* Begin *
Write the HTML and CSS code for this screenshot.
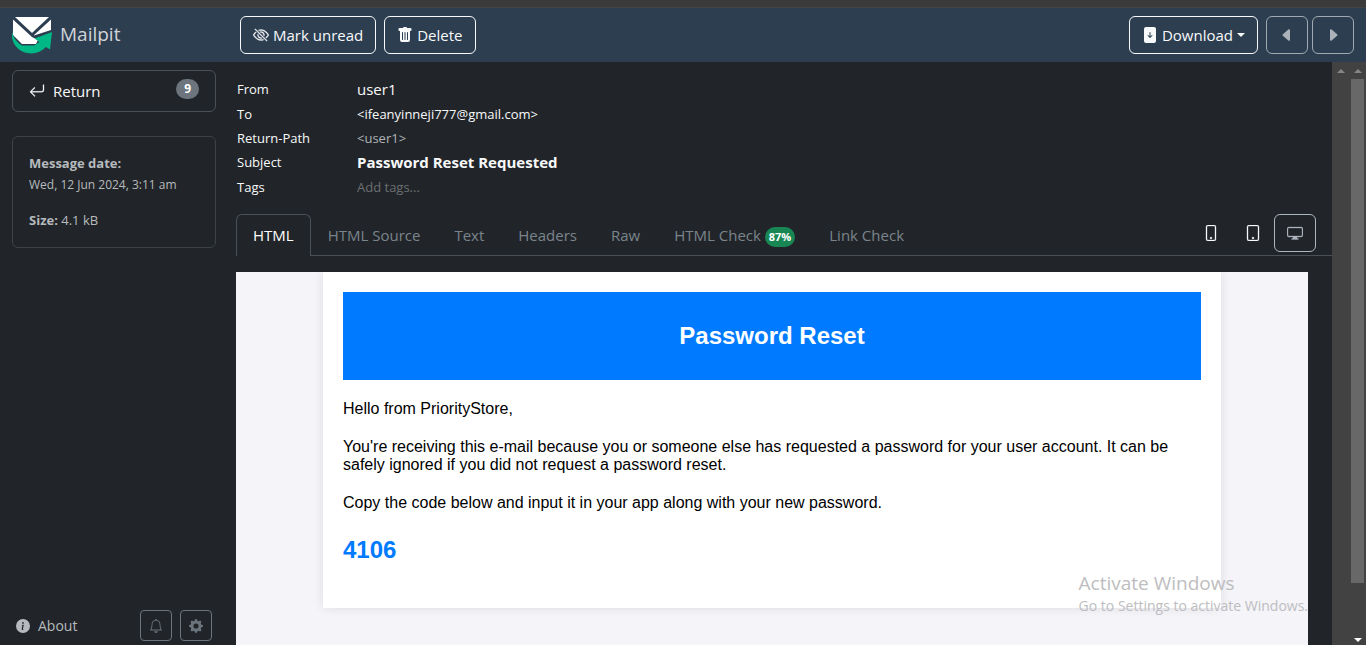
FILE: index.html
```html
<!DOCTYPE html>
<html lang="en">
<head>
<meta charset="utf-8">
<meta name="viewport" content="width=device-width, initial-scale=1">
<title>Mailpit</title>
<link rel="stylesheet" href="styles.css">
</head>
<body>
<div class="browser-edge"></div>
<header class="navbar">
  <a class="brand" href="#">
    <svg class="logo" viewBox="0 0 40 37" aria-hidden="true">
      <path fill="#fff" d="M3 0H37L20 16zM1 2.500L20 20 26 23 24 27H10L1 18zM39 2.500V13L22 18.500V18z"/>
      <path fill="#00b786" d="M0 12C0 20 5 25.500 10 28.500H22L27.500 25 22.500 21.500 40 15 38 32.500 34 30C29 35.500 22 37.500 15 36 4 33.500-2 24 0 12z"/>
    </svg>
    <span>Mailpit</span>
  </a>
  <div class="toolbar">
    <button class="btn" type="button">
      <svg class="icon heavy" viewBox="0 0 16 16" aria-hidden="true"><path d="M13.359 11.238C15.060 9.720 16 8 16 8s-3-5.500-8-5.500a7 7 0 0 0-2.790.588l.770.771A6 6 0 0 1 8 3.500c2.120 0 3.879 1.168 5.168 2.457A13 13 0 0 1 14.828 8q-.086.130-.195.288c-.335.480-.830 1.120-1.465 1.755q-.247.248-.517.486z"/><path d="M11.297 9.176a3.500 3.500 0 0 0-4.474-4.474l.823.823a2.500 2.500 0 0 1 2.829 2.829zm-2.943 1.299.822.822a3.500 3.500 0 0 1-4.474-4.474l.823.823a2.500 2.500 0 0 0 2.829 2.829"/><path d="M3.350 5.470q-.270.240-.518.487A13 13 0 0 0 1.172 8l.195.288c.335.480.830 1.120 1.465 1.755C4.121 11.332 5.881 12.500 8 12.500c.716 0 1.390-.133 2.020-.360l.770.772A7 7 0 0 1 8 13.500C3 13.500 0 8 0 8s.939-1.721 2.641-3.238l.708.709zm10.296 8.884-12-12 .708-.708 12 12z"/></svg>
      Mark unread
    </button>
    <button class="btn" type="button">
      <svg class="icon" viewBox="0 0 16 16" aria-hidden="true"><path d="M2.500 1a1 1 0 0 0-1 1v1a1 1 0 0 0 1 1H3v9a2 2 0 0 0 2 2h6a2 2 0 0 0 2-2V4h.500a1 1 0 0 0 1-1V2a1 1 0 0 0-1-1H10a1 1 0 0 0-1-1H7a1 1 0 0 0-1 1zm3 4a.5.5 0 0 1 .5.5v7a.5.5 0 0 1-1 0v-7a.5.5 0 0 1 .5-.5M8 5a.5.5 0 0 1 .5.5v7a.5.5 0 0 1-1 0v-7A.5.5 0 0 1 8 5m3 .5v7a.5.5 0 0 1-1 0v-7a.5.5 0 0 1 1 0"/></svg>
      Delete
    </button>
    <button class="btn download" type="button">
      <svg class="icon" viewBox="0 0 16 16" aria-hidden="true"><path d="M12 0H4a2 2 0 0 0-2 2v12a2 2 0 0 0 2 2h8a2 2 0 0 0 2-2V2a2 2 0 0 0-2-2M8 5a.5.5 0 0 1 .5.5v3.793l1.146-1.147a.5.5 0 0 1 .708.708l-2 2a.5.5 0 0 1-.708 0l-2-2a.5.5 0 1 1 .708-.708L7.500 9.293V5.500A.5.5 0 0 1 8 5"/></svg>
      Download
      <span class="caret"></span>
    </button>
    <button class="btn step muted" type="button" aria-label="Previous message">
      <svg class="icon" viewBox="0 0 16 16" aria-hidden="true"><path d="m3.860 8.753 5.482 4.796c.646.566 1.658.106 1.658-.753V3.204a1 1 0 0 0-1.659-.753l-5.480 4.796a1 1 0 0 0 0 1.506z"/></svg>
    </button>
    <button class="btn step muted" type="button" aria-label="Next message">
      <svg class="icon" viewBox="0 0 16 16" aria-hidden="true"><path d="m12.140 8.753-5.482 4.796c-.646.566-1.658.106-1.658-.753V3.204a1 1 0 0 1 1.659-.753l5.480 4.796a1 1 0 0 1 0 1.506z"/></svg>
    </button>
  </div>
</header>

<div class="layout">
  <aside class="sidebar">
    <a class="return" href="#">
      <svg class="icon heavy" viewBox="0 0 16 16" aria-hidden="true"><path d="M14.500 1.500a.5.5 0 0 1 .5.5v4.800a2.500 2.500 0 0 1-2.500 2.500H2.707l3.347 3.346a.5.5 0 0 1-.708.708l-4.200-4.200a.5.5 0 0 1 0-.708l4-4a.5.5 0 1 1 .708.708L2.707 8.300H12.500A1.500 1.500 0 0 0 14 6.800V2a.5.5 0 0 1 .5-.5"/></svg>
      <span>Return</span>
      <span class="count">9</span>
    </a>
    <section class="card">
      <p class="card-date"><strong>Message date:</strong><br><small>Wed, 12 Jun 2024, 3:11 am</small></p>
      <p><strong>Size:</strong> 4.1 kB</p>
    </section>
    <footer class="side-foot">
      <a class="about" href="#">
        <svg class="icon" viewBox="0 0 16 16" aria-hidden="true"><path d="M8 16A8 8 0 1 0 8 0a8 8 0 0 0 0 16m.930-9.412-1 4.705c-.070.340.029.533.304.533.194 0 .487-.070.686-.246l-.088.416c-.287.346-.920.598-1.465.598-.703 0-1.002-.422-.808-1.319l.738-3.468c.064-.293.006-.399-.287-.470l-.451-.081.082-.381 2.290-.287zM8 5.500a1 1 0 1 1 0-2 1 1 0 0 1 0 2"/></svg>
        About
      </a>
      <button class="btn-sm" type="button" aria-label="Notifications">
        <svg class="icon" viewBox="0 0 16 16" aria-hidden="true"><path d="M8 16a2 2 0 0 0 2-2H6a2 2 0 0 0 2 2M8 1.918l-.797.161A4 4 0 0 0 4 6c0 .628-.134 2.197-.459 3.742-.160.767-.376 1.566-.663 2.258h10.244c-.287-.692-.502-1.490-.663-2.258C12.134 8.197 12 6.628 12 6a4 4 0 0 0-3.203-3.920zM14.220 12c.223.447.481.801.780 1H1c.299-.199.557-.553.780-1C2.680 10.200 3 6.880 3 6c0-2.420 1.720-4.440 4.005-4.901a1 1 0 1 1 1.990 0A5 5 0 0 1 13 6c0 .880.320 4.200 1.220 6"/></svg>
      </button>
      <button class="btn-sm" type="button" aria-label="Settings">
        <svg class="icon" viewBox="0 0 16 16" aria-hidden="true"><path d="M9.405 1.050c-.413-1.400-2.397-1.400-2.810 0l-.100.340a1.464 1.464 0 0 1-2.105.872l-.310-.170c-1.283-.698-2.686.705-1.987 1.987l.169.311c.446.820.023 1.841-.872 2.105l-.340.100c-1.400.413-1.400 2.397 0 2.810l.340.100a1.464 1.464 0 0 1 .872 2.105l-.170.310c-.698 1.283.705 2.686 1.987 1.987l.311-.169a1.464 1.464 0 0 1 2.105.872l.100.340c.413 1.400 2.397 1.400 2.810 0l.100-.340a1.464 1.464 0 0 1 2.105-.872l.310.170c1.283.698 2.686-.705 1.987-1.987l-.169-.311a1.464 1.464 0 0 1 .872-2.105l.340-.100c1.400-.413 1.400-2.397 0-2.810l-.340-.100a1.464 1.464 0 0 1-.872-2.105l.170-.310c.698-1.283-.705-2.686-1.987-1.987l-.311.169a1.464 1.464 0 0 1-2.105-.872zM8 10.930a2.929 2.929 0 1 1 0-5.860 2.929 2.929 0 0 1 0 5.858z"/></svg>
      </button>
    </footer>
  </aside>

  <main class="message">
    <table class="meta">
      <tr><th scope="row">From</th><td class="from">user1</td></tr>
      <tr><th scope="row">To</th><td>&lt;ifeanyinneji777@gmail.com&gt;</td></tr>
      <tr><th scope="row">Return-Path</th><td class="dim">&lt;user1&gt;</td></tr>
      <tr><th scope="row">Subject</th><td class="subject">Password Reset Requested</td></tr>
      <tr><th scope="row"><label for="tags">Tags</label></th><td><input class="tags" id="tags" type="text" placeholder="Add tags..."></td></tr>
    </table>

    <nav class="tabs">
      <button class="tab active" type="button">HTML</button>
      <button class="tab" type="button">HTML Source</button>
      <button class="tab" type="button">Text</button>
      <button class="tab" type="button">Headers</button>
      <button class="tab" type="button">Raw</button>
      <button class="tab" type="button">HTML Check <span class="score">87%</span></button>
      <button class="tab" type="button">Link Check</button>
      <div class="devices">
        <button class="device" type="button" aria-label="Phone view">
          <svg class="icon heavy" viewBox="0 0 16 16" aria-hidden="true"><path d="M11 1a1 1 0 0 1 1 1v12a1 1 0 0 1-1 1H5a1 1 0 0 1-1-1V2a1 1 0 0 1 1-1zM5 0a2 2 0 0 0-2 2v12a2 2 0 0 0 2 2h6a2 2 0 0 0 2-2V2a2 2 0 0 0-2-2z"/><path d="M8 14a1 1 0 1 0 0-2 1 1 0 0 0 0 2"/></svg>
        </button>
        <button class="device" type="button" aria-label="Tablet view">
          <svg class="icon heavy" viewBox="0 0 16 16" aria-hidden="true"><path d="M12 1a1 1 0 0 1 1 1v12a1 1 0 0 1-1 1H4a1 1 0 0 1-1-1V2a1 1 0 0 1 1-1zM4 0a2 2 0 0 0-2 2v12a2 2 0 0 0 2 2h8a2 2 0 0 0 2-2V2a2 2 0 0 0-2-2z"/><path d="M8 14a1 1 0 1 0 0-2 1 1 0 0 0 0 2"/></svg>
        </button>
        <button class="device selected" type="button" aria-label="Desktop view">
          <svg class="icon heavy" viewBox="0 0 16 16" aria-hidden="true"><path d="M0 4s0-2 2-2h12s2 0 2 2v6s0 2-2 2h-4q0 1 .250 1.500H11a.5.5 0 0 1 0 1H5a.5.5 0 0 1 0-1h.750Q6 13 6 12H2s-2 0-2-2zm1.398-.855a.760.760 0 0 0-.254.302A1.500 1.500 0 0 0 1 4.010V10c0 .325.078.502.145.602q.105.156.302.254a1.500 1.500 0 0 0 .538.143L2.010 11H14c.325 0 .502-.078.602-.145a.760.760 0 0 0 .254-.302 1.500 1.500 0 0 0 .143-.538L15 9.990V4c0-.325-.078-.502-.145-.602a.760.760 0 0 0-.302-.254A1.500 1.500 0 0 0 13.990 3H2c-.325 0-.502.078-.602.145"/></svg>
        </button>
      </div>
    </nav>

    <div class="preview">
      <article class="email">
        <h1 class="email-title">Password Reset</h1>
        <p>Hello from PriorityStore,</p>
        <p>You're receiving this e-mail because you or someone else has requested a password for your user account. It can be safely ignored if you did not request a password reset.</p>
        <p>Copy the code below and input it in your app along with your new password.</p>
        <h2 class="code">4106</h2>
      </article>
    </div>
  </main>

  <div class="scrollbar"><span class="arrow up"></span></div>
  <div class="scrollbar">
    <span class="arrow up"></span>
    <span class="thumb"></span>
    <span class="arrow down"></span>
  </div>
</div>

<div class="watermark">
  <div class="watermark-title">Activate Windows</div>
  <div>Go to Settings to activate Windows.</div>
</div>
</body>
</html>
```

FILE: styles.css
```css
* { box-sizing: border-box; }

body {
  display: flex;
  flex-direction: column;
  height: 100vh;
  margin: 0;
  overflow: hidden;
  background: #212529;
  color: #f8f9fa;
  font: 15px/24px "Open Sans", "Noto Sans", sans-serif;
}

button, input { font: inherit; color: inherit; }
a { color: inherit; text-decoration: none; }
p, h1, h2 { margin: 0; }

.icon {
  flex: none;
  width: 16px;
  height: 16px;
  fill: currentColor;
}

.icon.heavy { stroke: currentColor; stroke-width: 0.3; }

.browser-edge {
  flex: none;
  height: 8px;
  background: #3b3b3b;
  border-bottom: 1px solid #444;
}

/* Top bar */
.navbar {
  display: flex;
  flex: none;
  align-items: center;
  height: 54px;
  padding-right: 12px;
  background: #2c3e50;
}

.brand {
  display: flex;
  align-items: center;
  gap: 8px;
  flex: 0 0 240px;
  padding-left: 12px;
  color: #d0d4d9;
  font-size: 19px;
}

.brand span { padding-bottom: 3px; }

.logo { width: 40px; height: 37px; }

.toolbar { display: flex; flex: 1; gap: 8px; }

.btn {
  display: flex;
  align-items: center;
  justify-content: center;
  gap: 4px;
  height: 38px;
  padding: 0 12px;
  border: 1px solid #f8f9fa;
  border-radius: 6px;
  background: transparent;
}

.download { margin-left: auto; }
.muted { border-color: #a2a9b1; color: #abb2b9; }
.step { width: 42px; }
.step + .step { margin-left: -4px; }

.caret {
  border: 4px solid transparent;
  border-top-color: currentColor;
  border-bottom: 0;
}

.layout { display: flex; flex: 1; min-height: 0; }

/* Sidebar */
.sidebar {
  display: flex;
  flex-direction: column;
  flex: 0 0 228px;
  gap: 24px;
  padding: 8px 12px 4px;
}

.return {
  display: flex;
  gap: 8px;
  align-items: center;
  height: 42px;
  padding: 0 16px;
  border: 1px solid #495057;
  border-radius: 6px;
}

.count {
  margin: 0 0 4px auto;
  padding: 0 8px;
  border-radius: 10px;
  background: #6c757d;
  color: #fff;
  font-size: 12px;
  font-weight: 700;
  line-height: 20px;
}

.card {
  padding: 16px;
  border: 1px solid #3d4246;
  border-radius: 6px;
  color: #b6babd;
  font-size: 13px;
  line-height: 21px;
}

.card-date { margin-bottom: 15px; }
.card-date strong { font-size: 13px; }
.card small { font-size: 12px; }

.side-foot {
  display: flex;
  align-items: center;
  gap: 8px;
  margin-top: auto;
  padding: 0 4px;
}

.about {
  display: flex;
  align-items: center;
  gap: 8px;
  margin-right: auto;
  color: #b6babd;
  font-size: 14px;
}

.about .icon { width: 14px; height: 14px; }

.btn-sm {
  display: flex;
  align-items: center;
  justify-content: center;
  width: 32px;
  height: 31px;
  padding: 0;
  border: 1px solid #6c757d;
  border-radius: 4px;
  background: transparent;
  color: #6c757d;
}

.btn-sm .icon { width: 14px; height: 14px; }

/* Message */
.message {
  display: flex;
  flex: 1;
  flex-direction: column;
  min-width: 0;
  padding: 14px 0 0 8px;
}

.meta {
  width: 100%;
  margin-bottom: 14px;
  border-collapse: collapse;
  font-size: 13px;
  line-height: 20px;
}

.meta th {
  width: 121px;
  padding: 2px 0 2px 1px;
  font-weight: 400;
  text-align: left;
}

.meta td { padding: 2px 0; }
.meta .from { padding: 3px 0; font-size: 15px; }
.meta .subject { font-size: 15px; font-weight: 700; }
.meta .dim { color: #b0b4b8; }

.tags {
  display: block;
  width: 100%;
  height: 22px;
  padding: 0;
  border: 0;
  background: transparent;
}

.tags::placeholder { color: #6c6f72; opacity: 1; }

.tabs {
  display: flex;
  flex: none;
  height: 42px;
  border-bottom: 1px solid #495057;
}

.tab {
  height: 41px;
  padding: 0 16px;
  border: 1px solid transparent;
  border-bottom: 0;
  border-radius: 6px 6px 0 0;
  background: #212529;
  color: #7b848c;
  white-space: nowrap;
}

.tab.active {
  height: 42px;
  padding-bottom: 1px;
  border-color: #495057;
  color: #fff;
}

.score {
  display: inline-block;
  padding: 0 4px;
  border-radius: 10px;
  background: #198754;
  color: #fff;
  font-size: 11px;
  font-weight: 700;
  line-height: 20px;
}

.devices { display: flex; margin-left: auto; padding-right: 16px; }

.device {
  display: flex;
  align-items: center;
  justify-content: center;
  width: 42px;
  height: 38px;
  padding: 0;
  border: 1px solid transparent;
  border-radius: 6px;
  background: transparent;
}

.device.selected { border-color: #adb5bd; color: #adb5bd; }

/* Rendered e-mail */
.preview {
  flex: 1;
  margin: 16px 24px 0 0;
  overflow: hidden;
  background: #f4f4f9;
  color: #000;
  font: 16px/18px "Liberation Sans", Arial, sans-serif;
}

.email {
  max-width: 898px;
  margin: 0 auto;
  padding: 20px 20px 44px;
  background: #fff;
  box-shadow: 0 0 10px rgba(0, 0, 0, 0.1);
}

.email p { margin: 20px 0; }

.email-title {
  padding: 30px;
  background: #007bff;
  color: #fff;
  font-size: 24px;
  line-height: 28px;
  text-align: center;
}

.code { margin-top: 24px; color: #007bff; font-size: 24px; line-height: 28px; }

/* Scrollbars */
.scrollbar {
  display: flex;
  flex: 0 0 17px;
  flex-direction: column;
  align-items: center;
  gap: 6px;
  padding: 7px 0 3px;
  background: #424242;
}

.arrow { border: 4px solid transparent; color: #868686; }
.arrow.up { border-top: 0; border-bottom-color: currentColor; }
.arrow.down { margin-top: auto; border-bottom: 0; border-top-color: #fff; }
.thumb { width: 13px; height: 88%; background: #686868; }

.watermark {
  position: absolute;
  right: 58px;
  bottom: 29px;
  color: #bdbdc0;
  font-size: 14px;
  line-height: 20px;
  white-space: nowrap;
}

.watermark-title { font-size: 19px; line-height: 26px; }
```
* End *
Copy all lines from the listing that contain "this".

Write the HTML and CSS code for this screenshot.
        <p>You're receiving this e-mail because you or someone else has requested a password for your user account. It can be safely ignored if you did not request a password reset.</p>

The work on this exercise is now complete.